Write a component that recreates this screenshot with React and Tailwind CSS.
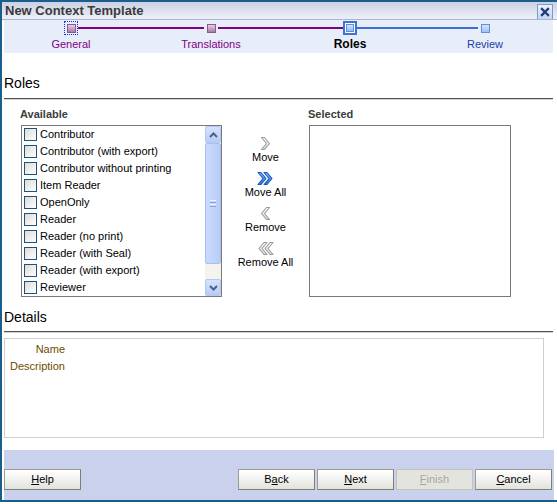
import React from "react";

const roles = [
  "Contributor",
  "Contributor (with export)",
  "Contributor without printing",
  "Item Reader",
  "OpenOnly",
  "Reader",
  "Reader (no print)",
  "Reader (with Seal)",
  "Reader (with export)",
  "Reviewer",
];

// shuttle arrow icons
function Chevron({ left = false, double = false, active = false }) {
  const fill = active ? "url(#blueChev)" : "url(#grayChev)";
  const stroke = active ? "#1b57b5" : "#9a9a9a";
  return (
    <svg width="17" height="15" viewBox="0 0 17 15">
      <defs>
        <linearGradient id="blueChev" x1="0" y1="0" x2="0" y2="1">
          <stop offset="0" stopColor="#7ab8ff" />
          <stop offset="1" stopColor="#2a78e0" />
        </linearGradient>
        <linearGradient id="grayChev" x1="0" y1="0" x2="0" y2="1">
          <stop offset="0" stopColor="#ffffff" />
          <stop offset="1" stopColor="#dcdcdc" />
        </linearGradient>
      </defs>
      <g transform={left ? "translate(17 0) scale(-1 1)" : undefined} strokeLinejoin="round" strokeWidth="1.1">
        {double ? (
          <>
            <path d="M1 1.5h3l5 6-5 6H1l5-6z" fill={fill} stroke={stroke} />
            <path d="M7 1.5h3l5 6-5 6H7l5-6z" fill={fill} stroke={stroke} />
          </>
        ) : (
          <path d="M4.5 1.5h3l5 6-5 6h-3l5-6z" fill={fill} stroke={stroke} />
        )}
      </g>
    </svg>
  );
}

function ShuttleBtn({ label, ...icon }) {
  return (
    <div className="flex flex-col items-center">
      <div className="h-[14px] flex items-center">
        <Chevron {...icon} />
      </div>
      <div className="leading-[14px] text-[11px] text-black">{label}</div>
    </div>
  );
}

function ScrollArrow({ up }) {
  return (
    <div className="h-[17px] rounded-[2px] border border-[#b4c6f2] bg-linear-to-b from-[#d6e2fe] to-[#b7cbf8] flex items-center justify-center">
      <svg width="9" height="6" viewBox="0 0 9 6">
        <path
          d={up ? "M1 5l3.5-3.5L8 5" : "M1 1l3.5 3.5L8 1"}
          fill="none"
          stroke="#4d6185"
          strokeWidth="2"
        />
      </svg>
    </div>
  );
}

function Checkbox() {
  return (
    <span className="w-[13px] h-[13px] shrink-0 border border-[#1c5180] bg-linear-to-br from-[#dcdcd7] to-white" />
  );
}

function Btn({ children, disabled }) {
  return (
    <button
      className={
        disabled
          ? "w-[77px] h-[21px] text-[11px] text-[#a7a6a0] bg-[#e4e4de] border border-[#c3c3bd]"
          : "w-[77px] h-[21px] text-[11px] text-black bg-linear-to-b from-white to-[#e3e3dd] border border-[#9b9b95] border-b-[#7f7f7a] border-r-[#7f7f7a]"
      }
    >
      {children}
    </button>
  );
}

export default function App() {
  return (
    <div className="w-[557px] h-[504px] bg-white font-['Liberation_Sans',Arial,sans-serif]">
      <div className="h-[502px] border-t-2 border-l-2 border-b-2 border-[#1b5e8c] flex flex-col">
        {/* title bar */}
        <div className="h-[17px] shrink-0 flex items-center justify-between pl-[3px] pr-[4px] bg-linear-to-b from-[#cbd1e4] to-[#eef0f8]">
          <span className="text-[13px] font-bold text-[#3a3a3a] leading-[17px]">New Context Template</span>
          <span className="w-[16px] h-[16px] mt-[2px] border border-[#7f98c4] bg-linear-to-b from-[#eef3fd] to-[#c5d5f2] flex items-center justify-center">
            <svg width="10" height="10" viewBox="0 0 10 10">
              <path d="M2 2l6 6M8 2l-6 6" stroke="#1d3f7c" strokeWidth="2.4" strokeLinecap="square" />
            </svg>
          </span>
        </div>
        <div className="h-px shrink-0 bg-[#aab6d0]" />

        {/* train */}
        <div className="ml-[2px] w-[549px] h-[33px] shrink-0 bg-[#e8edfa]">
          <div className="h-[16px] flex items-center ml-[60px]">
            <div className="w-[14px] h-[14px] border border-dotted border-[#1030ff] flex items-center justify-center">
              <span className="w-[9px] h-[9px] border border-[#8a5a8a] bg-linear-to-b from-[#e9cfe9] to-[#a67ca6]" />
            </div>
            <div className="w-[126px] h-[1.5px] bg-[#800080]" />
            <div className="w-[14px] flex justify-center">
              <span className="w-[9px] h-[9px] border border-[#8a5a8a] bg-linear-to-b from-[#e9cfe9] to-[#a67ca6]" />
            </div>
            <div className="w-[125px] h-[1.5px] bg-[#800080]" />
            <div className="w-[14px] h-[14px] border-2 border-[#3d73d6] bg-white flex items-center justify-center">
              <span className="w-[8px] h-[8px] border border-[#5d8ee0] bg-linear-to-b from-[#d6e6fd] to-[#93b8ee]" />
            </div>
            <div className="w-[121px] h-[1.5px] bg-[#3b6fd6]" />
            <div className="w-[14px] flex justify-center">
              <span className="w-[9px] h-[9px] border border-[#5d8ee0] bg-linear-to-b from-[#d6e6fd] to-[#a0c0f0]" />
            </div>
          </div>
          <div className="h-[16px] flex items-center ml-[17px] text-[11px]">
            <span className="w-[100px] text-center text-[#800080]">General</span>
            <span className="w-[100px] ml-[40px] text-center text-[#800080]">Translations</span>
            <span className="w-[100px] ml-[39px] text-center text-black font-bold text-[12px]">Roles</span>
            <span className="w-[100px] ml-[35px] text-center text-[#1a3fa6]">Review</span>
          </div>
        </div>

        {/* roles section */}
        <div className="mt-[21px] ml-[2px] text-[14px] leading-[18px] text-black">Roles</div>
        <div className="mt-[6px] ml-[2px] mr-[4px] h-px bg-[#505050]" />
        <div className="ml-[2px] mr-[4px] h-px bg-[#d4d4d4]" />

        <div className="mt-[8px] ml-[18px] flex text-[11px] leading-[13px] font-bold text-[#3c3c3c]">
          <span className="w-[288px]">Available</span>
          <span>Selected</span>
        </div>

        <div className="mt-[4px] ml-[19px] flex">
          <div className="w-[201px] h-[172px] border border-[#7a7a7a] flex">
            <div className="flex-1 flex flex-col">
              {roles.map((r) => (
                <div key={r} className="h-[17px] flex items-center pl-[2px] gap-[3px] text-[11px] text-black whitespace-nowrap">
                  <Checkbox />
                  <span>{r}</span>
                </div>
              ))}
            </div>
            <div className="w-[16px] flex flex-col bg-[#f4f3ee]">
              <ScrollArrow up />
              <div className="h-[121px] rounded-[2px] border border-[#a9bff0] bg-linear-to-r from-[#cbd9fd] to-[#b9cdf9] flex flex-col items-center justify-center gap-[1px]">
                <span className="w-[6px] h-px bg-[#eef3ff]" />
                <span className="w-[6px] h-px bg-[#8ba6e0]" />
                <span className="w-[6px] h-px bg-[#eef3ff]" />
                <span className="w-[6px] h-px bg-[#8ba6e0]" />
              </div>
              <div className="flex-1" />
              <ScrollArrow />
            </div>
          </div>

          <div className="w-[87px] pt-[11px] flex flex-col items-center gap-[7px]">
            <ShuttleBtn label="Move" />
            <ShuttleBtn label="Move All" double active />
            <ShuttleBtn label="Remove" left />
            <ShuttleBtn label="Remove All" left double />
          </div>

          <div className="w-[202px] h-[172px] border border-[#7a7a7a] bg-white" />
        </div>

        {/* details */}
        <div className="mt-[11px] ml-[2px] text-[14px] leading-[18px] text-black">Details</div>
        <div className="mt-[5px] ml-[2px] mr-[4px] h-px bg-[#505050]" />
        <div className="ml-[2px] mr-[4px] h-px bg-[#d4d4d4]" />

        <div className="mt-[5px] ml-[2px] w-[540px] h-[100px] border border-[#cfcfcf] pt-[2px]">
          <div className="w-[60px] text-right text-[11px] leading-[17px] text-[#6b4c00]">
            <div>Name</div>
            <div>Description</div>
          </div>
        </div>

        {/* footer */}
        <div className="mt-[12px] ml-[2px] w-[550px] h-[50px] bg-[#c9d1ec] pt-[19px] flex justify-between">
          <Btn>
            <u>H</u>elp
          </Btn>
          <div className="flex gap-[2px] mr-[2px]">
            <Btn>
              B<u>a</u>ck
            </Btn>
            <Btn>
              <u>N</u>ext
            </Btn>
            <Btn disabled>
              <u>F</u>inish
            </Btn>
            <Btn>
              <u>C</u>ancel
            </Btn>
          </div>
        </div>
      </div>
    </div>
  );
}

**Written request**. Your task is to pick out every line with the string "React" and copy it.

**Response for this exercise**.
Write a component that recreates this screenshot with React and Tailwind CSS.
import React from "react";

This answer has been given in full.